It’s cloudy, but the forest understorey glows with autumn color. A phoebe hawks flies from the spicebush, gurgling with satisfaction.
phoebe
September 15, 2014
Droplets of fog, back-lit by the sun, stream upward into the blue like reverse rain. At the woods’ edge, a migrant phoebe clears its throat.
August 14, 2014
A phoebe flies back and forth between the sunlit treetops, criss-crossing the moon. I can hear the clicks of its bill as it catches insects.
April 5, 2014
Trees sway and gyrate under a blue-gray sky. In a lull between gusts, a lost leaf flutters down out of the clouds. The phoebe calls.
April 2, 2014
A pair of phoebes fly in and out of the old nest under the springhouse eaves. Done foraging, a groundhog barrels full-tilt toward its den.
March 27, 2014
A second male phoebe has returned. Their warring warbles echo off the hillside at sunrise, interspersed with a cowbird’s liquid notes.
March 22, 2014
Thinking the phoebes should be back, I cup hands to ears: nothing. 20 minutes later, one rounds the house and flutters in front of my face.
October 2, 2013
Sunny, warm, and quiet except for the distant wail of a locomotive, a phoebe calling at the woods’ edge, a cricket, the rustling of leaves.
September 24, 2013
Sunny and cold. A phoebe calling up by the barn, as if this were some morning in March—and he was just arriving, not preparing to leave.
May 9, 2013
When the mid-morning rain eases up, the phoebe comes out to hawk for gnats, and I hear the first wood thrush singing—those pure, sad notes.
May 4, 2013
Low clouds fly east to west.

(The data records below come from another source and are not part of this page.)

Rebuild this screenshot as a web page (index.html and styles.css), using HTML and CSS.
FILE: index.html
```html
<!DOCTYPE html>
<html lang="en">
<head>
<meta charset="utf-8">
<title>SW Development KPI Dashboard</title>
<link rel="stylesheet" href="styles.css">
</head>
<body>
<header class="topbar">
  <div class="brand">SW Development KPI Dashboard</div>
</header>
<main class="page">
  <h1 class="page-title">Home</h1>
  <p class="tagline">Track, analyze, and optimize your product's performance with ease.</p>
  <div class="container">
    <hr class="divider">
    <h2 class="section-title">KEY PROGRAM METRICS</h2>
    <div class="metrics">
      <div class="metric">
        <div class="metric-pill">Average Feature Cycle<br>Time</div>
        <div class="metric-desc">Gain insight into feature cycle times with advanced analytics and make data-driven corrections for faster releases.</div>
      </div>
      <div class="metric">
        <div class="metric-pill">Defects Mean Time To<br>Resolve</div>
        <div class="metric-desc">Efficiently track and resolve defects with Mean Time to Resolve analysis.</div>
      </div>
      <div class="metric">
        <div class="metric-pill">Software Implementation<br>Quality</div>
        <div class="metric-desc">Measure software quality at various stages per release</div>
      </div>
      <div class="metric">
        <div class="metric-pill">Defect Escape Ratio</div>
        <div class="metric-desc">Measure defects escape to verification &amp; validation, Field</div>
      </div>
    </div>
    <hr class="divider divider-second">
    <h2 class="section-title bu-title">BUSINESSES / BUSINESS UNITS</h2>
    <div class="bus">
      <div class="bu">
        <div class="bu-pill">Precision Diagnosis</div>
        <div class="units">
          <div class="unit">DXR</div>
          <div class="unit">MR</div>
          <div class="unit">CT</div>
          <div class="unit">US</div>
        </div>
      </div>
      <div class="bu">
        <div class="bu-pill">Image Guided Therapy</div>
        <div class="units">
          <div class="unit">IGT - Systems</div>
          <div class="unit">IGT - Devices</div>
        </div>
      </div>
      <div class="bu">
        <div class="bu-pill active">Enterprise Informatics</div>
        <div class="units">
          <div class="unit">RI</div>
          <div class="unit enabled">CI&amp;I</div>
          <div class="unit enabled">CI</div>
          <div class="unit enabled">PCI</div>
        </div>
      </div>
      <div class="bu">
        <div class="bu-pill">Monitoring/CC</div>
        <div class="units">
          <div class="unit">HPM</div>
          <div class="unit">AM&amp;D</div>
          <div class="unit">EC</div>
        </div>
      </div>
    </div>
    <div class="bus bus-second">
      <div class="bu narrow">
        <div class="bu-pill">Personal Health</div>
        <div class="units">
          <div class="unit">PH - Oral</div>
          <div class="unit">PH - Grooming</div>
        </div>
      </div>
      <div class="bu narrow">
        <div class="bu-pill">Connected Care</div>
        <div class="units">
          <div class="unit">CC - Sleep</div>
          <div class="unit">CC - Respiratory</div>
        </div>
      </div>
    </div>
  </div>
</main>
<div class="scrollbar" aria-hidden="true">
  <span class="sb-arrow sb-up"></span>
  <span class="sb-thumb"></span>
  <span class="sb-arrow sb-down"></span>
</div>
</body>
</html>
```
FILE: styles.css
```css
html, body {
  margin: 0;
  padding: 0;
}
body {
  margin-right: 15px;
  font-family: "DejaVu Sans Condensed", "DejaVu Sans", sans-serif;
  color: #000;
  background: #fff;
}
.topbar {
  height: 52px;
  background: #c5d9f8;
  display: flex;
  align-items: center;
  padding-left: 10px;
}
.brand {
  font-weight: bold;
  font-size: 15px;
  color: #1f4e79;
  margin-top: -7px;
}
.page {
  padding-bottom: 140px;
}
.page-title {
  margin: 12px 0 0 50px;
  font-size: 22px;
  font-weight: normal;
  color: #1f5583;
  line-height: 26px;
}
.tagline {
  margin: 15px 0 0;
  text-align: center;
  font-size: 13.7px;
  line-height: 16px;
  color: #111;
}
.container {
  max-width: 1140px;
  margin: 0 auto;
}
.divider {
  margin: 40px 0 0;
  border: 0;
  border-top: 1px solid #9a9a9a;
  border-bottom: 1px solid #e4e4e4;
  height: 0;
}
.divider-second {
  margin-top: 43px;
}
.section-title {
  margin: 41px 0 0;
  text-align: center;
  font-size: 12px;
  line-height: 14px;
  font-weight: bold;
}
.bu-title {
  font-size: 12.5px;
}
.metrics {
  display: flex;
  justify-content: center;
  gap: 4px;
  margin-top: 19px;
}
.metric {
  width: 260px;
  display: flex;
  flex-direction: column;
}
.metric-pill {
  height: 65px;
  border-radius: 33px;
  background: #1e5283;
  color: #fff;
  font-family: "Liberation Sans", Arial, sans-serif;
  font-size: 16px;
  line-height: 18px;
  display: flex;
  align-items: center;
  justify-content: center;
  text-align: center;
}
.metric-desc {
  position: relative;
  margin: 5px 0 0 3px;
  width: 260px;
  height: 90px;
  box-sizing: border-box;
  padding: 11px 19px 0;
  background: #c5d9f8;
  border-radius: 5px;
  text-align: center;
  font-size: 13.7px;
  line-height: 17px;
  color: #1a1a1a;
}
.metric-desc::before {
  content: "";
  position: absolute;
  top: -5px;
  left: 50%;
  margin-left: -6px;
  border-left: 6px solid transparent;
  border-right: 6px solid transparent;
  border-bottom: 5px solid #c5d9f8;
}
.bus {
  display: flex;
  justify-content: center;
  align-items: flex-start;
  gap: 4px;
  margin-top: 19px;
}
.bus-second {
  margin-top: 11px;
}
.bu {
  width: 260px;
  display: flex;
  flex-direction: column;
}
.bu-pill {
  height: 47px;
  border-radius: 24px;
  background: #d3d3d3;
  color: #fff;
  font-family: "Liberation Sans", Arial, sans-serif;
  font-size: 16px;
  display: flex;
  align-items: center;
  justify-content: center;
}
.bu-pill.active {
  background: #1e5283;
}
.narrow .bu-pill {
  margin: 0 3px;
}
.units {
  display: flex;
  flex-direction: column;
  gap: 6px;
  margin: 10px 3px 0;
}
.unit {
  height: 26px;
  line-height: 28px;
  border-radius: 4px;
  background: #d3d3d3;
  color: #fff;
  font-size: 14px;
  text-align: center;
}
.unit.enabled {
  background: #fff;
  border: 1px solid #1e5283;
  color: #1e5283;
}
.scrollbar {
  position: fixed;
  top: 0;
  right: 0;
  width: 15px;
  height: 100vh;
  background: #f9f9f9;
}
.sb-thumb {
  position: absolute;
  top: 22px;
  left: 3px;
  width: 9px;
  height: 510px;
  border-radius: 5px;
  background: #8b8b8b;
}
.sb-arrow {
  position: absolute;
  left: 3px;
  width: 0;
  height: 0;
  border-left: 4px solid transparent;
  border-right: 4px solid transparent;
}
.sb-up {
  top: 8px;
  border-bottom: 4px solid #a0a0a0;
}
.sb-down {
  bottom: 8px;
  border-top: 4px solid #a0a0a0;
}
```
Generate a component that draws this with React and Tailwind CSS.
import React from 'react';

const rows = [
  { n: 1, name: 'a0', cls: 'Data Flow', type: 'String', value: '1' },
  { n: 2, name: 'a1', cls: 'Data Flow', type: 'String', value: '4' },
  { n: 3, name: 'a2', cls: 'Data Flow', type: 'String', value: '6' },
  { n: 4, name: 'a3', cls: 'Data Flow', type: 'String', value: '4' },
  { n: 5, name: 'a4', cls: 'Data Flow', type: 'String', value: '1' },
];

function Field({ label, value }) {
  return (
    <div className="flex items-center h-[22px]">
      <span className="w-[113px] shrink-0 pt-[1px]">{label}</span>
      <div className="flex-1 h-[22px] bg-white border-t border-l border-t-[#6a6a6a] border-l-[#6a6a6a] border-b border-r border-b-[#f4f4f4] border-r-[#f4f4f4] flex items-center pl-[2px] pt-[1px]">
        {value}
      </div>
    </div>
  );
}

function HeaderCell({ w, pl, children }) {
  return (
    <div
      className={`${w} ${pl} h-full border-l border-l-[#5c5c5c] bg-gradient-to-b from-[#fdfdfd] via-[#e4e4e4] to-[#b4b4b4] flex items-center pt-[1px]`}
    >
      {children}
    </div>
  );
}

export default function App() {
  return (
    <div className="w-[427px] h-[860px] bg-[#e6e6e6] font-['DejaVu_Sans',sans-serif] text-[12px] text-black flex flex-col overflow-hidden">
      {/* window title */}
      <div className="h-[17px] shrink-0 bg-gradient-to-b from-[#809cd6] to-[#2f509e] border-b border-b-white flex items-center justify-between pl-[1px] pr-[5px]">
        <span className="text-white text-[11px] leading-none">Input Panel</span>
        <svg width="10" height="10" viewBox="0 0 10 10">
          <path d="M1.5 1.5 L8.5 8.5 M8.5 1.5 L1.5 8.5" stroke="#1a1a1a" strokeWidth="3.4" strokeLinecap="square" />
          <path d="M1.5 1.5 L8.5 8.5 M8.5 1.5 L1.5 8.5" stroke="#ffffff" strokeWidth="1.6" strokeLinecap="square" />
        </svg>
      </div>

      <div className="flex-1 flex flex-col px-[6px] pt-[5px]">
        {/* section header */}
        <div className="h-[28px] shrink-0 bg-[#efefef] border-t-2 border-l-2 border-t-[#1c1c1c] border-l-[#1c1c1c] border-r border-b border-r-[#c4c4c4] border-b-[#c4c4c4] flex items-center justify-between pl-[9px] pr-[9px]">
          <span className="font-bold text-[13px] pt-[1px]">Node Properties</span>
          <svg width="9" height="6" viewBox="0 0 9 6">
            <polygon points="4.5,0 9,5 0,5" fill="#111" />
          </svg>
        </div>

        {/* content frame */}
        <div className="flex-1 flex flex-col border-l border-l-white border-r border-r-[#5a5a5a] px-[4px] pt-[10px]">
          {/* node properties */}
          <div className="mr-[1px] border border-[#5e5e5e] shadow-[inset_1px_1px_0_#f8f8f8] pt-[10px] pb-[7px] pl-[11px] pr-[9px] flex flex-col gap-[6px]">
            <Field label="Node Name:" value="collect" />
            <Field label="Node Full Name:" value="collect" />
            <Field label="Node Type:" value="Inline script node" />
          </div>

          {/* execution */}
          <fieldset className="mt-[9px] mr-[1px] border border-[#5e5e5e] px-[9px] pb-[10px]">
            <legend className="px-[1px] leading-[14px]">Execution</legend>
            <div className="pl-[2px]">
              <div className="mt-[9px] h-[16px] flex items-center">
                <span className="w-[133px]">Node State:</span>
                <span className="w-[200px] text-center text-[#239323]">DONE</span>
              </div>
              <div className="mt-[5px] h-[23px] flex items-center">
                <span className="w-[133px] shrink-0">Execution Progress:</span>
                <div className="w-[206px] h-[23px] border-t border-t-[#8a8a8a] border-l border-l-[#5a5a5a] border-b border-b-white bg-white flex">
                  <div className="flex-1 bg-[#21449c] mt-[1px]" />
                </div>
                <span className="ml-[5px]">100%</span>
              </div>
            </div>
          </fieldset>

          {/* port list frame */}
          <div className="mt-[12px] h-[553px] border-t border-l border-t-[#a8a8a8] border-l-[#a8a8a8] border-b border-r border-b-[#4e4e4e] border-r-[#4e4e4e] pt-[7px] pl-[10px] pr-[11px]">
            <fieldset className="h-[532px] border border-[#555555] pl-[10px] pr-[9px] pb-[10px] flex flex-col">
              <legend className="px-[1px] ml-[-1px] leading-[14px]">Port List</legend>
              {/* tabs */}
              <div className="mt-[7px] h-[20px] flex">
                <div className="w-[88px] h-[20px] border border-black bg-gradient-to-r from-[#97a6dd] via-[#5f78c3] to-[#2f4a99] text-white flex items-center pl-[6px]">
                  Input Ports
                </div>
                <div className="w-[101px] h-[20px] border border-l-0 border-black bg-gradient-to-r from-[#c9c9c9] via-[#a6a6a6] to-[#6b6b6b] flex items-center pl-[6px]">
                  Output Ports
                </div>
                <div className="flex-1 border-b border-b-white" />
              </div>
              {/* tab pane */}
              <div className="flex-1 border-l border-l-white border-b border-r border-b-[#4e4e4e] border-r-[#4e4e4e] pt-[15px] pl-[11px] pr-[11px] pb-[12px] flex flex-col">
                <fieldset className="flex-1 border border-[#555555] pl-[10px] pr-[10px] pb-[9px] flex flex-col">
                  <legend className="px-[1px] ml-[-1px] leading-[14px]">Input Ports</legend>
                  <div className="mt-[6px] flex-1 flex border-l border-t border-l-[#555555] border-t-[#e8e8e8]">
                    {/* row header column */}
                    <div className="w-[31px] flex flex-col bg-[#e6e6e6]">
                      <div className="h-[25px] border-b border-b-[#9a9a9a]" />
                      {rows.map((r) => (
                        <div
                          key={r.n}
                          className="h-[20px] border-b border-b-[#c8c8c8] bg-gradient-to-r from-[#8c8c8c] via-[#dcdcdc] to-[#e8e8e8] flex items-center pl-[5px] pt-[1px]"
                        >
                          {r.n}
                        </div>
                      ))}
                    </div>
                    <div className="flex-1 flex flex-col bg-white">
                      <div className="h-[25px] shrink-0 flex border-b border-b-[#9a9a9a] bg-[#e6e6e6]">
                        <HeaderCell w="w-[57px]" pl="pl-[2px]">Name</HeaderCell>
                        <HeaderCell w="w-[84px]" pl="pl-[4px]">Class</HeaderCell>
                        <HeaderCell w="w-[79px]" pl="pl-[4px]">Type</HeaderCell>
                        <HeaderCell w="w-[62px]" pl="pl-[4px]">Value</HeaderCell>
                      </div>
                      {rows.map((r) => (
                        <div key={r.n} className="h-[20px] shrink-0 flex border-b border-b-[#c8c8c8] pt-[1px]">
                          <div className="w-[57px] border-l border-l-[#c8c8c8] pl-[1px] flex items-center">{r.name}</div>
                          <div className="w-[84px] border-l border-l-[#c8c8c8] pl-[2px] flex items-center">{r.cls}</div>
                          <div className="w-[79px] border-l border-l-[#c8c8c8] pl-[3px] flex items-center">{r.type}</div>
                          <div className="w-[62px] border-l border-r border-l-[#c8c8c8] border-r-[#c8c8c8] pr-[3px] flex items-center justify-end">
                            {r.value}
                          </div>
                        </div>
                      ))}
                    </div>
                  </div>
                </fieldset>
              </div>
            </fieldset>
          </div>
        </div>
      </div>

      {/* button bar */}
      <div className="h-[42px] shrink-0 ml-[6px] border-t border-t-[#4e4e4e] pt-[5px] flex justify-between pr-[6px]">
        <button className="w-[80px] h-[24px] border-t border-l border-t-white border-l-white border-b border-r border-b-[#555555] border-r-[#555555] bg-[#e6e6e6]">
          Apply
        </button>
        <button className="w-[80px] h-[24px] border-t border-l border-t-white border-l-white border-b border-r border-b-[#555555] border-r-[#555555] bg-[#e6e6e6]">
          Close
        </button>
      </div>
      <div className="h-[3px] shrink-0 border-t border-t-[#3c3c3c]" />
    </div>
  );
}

From above the road, the loud snap of a phoebe’s beak on the spot where some fly had been a moment before.
April 12, 2013
A phoebe perched high in a red maple shakes rain from its feathers, its tail twitching up and down, up and down among the dark red blooms.
April 5, 2013
The phoebe sings lustily for the first time in days, hawking flies on the sunny side of the barn. Bits of cattail down rise from the marsh.
March 30, 2013
The first phoebe is finally back, chanting his name in the barnyard. Marcescent leaves of a scarlet oak glow orange, back-lit by the sun.